PROBLEM TO WORK ON>
Scan the records below for lines with the word "styles", then state how many you find and nothing else.

+ + + + +

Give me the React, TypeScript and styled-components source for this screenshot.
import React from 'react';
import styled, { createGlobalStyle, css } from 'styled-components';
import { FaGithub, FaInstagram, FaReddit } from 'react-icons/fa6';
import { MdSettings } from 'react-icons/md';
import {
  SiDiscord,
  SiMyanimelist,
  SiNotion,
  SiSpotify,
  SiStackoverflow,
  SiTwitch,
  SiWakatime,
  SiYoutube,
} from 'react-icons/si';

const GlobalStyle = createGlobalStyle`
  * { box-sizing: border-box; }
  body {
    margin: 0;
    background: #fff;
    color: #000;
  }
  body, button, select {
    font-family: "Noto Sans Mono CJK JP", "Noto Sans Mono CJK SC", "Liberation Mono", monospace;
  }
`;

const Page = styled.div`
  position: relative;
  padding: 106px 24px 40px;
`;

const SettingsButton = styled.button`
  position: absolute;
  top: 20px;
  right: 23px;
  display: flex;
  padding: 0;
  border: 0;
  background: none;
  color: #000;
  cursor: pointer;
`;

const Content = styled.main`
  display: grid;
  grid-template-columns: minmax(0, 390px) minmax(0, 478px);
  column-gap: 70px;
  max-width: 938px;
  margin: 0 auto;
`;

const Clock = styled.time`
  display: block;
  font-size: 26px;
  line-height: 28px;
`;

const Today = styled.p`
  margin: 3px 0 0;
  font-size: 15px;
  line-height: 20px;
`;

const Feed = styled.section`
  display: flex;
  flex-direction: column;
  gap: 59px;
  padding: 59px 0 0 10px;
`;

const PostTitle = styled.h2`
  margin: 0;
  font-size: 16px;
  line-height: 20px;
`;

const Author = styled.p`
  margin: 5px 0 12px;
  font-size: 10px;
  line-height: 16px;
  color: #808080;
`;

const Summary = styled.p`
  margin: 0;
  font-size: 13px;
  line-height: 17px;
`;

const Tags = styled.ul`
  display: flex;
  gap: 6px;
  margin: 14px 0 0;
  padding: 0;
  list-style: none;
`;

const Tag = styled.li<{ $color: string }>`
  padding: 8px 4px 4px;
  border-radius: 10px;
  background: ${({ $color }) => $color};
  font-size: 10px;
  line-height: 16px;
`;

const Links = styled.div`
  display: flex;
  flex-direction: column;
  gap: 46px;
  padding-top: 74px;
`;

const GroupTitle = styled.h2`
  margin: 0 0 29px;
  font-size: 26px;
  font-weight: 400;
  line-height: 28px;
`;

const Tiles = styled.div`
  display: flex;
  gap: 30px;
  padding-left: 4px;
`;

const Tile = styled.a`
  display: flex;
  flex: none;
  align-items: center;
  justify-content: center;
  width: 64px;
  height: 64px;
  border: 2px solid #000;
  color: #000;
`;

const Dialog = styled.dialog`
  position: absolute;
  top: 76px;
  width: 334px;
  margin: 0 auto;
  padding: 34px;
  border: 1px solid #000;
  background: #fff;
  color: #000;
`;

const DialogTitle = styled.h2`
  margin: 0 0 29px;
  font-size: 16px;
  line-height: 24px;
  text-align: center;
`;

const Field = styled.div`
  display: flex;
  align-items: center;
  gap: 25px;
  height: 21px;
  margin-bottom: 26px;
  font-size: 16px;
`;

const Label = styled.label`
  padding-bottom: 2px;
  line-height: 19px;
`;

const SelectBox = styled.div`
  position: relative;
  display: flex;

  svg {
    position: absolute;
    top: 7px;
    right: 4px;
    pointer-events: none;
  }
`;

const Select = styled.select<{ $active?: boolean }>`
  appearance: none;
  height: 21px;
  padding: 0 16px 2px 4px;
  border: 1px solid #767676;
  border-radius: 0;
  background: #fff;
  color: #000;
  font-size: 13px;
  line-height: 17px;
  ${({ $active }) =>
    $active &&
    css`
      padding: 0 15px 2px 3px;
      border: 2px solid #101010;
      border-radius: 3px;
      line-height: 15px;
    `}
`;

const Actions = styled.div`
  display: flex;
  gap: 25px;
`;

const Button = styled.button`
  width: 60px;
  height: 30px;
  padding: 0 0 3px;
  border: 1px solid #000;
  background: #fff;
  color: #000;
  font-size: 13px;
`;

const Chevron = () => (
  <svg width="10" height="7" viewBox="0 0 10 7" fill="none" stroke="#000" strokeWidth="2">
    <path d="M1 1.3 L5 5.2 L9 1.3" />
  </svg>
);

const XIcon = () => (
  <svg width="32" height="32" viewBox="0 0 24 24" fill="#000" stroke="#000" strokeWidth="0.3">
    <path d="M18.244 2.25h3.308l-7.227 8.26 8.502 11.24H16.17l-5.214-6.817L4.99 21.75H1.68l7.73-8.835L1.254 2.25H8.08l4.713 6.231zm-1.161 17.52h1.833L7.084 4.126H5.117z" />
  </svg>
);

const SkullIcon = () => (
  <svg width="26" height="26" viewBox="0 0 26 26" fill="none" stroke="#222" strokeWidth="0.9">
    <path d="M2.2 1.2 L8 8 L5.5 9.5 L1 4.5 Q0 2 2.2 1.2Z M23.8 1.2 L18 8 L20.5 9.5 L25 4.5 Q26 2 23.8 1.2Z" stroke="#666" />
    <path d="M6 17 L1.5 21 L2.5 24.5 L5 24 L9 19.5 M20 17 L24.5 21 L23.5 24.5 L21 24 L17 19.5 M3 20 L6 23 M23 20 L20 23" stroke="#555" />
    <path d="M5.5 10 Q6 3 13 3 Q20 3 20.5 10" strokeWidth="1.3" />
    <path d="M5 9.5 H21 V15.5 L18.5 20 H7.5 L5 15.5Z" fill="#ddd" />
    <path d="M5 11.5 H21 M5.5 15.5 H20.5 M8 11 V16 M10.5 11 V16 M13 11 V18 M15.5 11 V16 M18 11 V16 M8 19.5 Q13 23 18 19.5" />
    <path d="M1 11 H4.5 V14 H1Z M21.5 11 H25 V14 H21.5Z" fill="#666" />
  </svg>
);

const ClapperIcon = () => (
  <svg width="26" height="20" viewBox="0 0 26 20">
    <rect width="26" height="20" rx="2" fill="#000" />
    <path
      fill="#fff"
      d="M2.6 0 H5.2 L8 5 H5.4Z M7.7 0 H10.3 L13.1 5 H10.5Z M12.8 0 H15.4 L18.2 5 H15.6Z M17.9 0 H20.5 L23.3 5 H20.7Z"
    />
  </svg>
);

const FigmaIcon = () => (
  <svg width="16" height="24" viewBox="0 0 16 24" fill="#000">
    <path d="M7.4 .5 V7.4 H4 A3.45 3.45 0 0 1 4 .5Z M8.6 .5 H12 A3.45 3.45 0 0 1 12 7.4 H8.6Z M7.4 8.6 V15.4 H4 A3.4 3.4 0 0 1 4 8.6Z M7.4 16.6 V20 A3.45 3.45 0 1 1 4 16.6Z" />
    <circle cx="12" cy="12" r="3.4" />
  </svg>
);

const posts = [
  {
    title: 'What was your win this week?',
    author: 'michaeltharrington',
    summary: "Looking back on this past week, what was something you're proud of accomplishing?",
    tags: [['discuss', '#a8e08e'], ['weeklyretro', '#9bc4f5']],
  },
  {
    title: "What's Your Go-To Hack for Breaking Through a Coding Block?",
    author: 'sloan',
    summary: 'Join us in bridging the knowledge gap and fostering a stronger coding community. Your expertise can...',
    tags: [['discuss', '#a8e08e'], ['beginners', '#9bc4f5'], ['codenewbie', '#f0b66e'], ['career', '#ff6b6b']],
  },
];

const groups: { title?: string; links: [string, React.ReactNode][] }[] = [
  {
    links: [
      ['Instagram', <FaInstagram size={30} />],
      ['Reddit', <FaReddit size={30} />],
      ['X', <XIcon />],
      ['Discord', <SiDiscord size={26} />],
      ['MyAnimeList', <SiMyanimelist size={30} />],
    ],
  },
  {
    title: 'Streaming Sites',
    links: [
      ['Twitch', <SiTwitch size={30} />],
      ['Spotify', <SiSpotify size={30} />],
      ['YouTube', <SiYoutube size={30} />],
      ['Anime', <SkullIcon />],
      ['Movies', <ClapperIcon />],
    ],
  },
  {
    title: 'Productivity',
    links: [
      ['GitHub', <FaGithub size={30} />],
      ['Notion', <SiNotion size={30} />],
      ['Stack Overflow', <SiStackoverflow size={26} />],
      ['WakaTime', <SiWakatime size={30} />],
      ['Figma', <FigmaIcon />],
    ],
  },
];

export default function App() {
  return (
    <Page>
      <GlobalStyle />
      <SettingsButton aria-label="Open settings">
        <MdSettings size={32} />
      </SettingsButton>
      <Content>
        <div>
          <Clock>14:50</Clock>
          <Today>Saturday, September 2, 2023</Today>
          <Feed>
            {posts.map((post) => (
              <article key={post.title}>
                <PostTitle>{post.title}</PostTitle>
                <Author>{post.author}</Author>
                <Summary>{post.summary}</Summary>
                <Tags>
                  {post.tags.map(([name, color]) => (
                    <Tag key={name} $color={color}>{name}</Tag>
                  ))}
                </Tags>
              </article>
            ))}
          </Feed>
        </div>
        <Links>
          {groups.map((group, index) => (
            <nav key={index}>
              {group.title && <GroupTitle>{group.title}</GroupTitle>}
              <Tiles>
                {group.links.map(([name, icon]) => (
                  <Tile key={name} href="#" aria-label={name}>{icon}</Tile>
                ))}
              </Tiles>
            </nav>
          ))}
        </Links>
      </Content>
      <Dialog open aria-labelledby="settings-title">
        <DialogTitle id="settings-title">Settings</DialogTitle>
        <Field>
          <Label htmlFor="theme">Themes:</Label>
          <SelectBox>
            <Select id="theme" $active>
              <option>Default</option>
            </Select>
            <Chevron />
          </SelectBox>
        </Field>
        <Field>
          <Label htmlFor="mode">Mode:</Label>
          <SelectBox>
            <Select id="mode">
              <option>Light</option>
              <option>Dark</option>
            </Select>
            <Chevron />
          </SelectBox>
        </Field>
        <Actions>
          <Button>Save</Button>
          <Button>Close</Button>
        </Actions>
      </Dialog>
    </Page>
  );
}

+ + + + +

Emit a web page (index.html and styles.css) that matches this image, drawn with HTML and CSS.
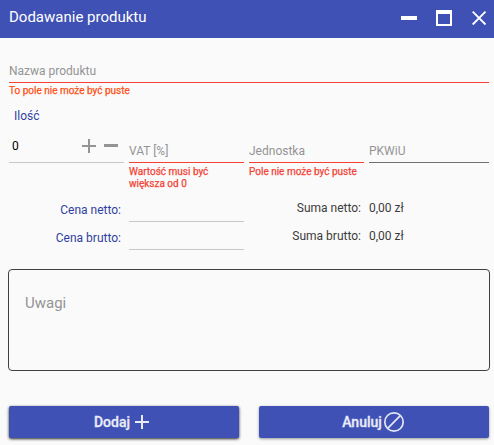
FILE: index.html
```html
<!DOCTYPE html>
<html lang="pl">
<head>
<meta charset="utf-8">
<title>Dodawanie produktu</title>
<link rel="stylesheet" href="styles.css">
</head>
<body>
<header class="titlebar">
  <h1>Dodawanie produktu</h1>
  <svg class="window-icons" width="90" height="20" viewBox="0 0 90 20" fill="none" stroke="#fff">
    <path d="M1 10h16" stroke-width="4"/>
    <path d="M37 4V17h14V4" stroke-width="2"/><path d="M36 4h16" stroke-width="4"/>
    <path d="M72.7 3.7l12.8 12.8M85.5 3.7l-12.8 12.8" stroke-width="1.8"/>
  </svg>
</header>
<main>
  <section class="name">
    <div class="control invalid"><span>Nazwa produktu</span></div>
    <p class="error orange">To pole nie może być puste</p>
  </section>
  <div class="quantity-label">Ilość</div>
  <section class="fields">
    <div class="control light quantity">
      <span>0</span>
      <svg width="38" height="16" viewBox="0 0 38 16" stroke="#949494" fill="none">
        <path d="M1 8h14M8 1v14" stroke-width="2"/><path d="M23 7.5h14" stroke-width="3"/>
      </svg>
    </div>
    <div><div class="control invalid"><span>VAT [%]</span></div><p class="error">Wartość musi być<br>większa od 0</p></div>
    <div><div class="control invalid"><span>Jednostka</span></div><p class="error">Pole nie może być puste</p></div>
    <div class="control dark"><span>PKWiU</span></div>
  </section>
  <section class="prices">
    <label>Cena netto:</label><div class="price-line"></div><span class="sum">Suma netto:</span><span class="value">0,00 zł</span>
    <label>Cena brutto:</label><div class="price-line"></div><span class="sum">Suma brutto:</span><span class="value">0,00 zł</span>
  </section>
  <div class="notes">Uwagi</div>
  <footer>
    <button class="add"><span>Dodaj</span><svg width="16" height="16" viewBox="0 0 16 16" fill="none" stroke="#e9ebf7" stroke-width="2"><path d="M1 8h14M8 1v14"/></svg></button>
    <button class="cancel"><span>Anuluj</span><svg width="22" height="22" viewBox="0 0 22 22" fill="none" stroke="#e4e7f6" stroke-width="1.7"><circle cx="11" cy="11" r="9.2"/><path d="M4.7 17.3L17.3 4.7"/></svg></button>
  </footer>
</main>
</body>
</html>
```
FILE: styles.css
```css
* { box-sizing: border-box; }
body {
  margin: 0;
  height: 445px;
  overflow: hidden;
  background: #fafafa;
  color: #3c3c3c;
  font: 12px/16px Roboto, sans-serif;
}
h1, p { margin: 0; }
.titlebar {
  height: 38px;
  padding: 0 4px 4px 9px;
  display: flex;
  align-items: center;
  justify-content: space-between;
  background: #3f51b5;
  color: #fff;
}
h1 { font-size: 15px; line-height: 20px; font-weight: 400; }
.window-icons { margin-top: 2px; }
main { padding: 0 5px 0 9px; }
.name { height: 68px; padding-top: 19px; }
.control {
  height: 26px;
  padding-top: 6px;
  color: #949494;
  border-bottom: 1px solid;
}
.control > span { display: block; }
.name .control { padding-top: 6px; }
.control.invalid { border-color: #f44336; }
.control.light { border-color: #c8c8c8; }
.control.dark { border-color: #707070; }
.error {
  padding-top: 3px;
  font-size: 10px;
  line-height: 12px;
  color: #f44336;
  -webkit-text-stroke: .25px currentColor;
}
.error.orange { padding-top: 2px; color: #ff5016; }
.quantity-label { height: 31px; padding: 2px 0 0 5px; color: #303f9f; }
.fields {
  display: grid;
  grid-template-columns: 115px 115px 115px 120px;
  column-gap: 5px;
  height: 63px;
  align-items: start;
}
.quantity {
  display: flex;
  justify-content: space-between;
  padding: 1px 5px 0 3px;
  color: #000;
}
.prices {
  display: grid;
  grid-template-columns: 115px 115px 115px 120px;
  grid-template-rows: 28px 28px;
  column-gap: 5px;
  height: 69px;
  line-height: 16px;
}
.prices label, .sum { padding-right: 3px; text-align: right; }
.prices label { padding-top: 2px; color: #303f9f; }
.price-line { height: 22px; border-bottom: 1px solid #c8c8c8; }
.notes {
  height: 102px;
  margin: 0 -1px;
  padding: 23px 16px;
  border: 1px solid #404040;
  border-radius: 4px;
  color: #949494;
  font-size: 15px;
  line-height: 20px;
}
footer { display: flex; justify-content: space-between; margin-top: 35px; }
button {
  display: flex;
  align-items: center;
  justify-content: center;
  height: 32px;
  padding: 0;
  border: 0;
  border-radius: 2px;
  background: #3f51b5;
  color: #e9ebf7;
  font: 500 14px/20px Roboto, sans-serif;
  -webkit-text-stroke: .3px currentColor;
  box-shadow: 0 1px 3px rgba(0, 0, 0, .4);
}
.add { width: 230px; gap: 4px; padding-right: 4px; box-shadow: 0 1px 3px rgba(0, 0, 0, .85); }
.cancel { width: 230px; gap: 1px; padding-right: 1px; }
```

+ + + + +

THE ANSWER>
3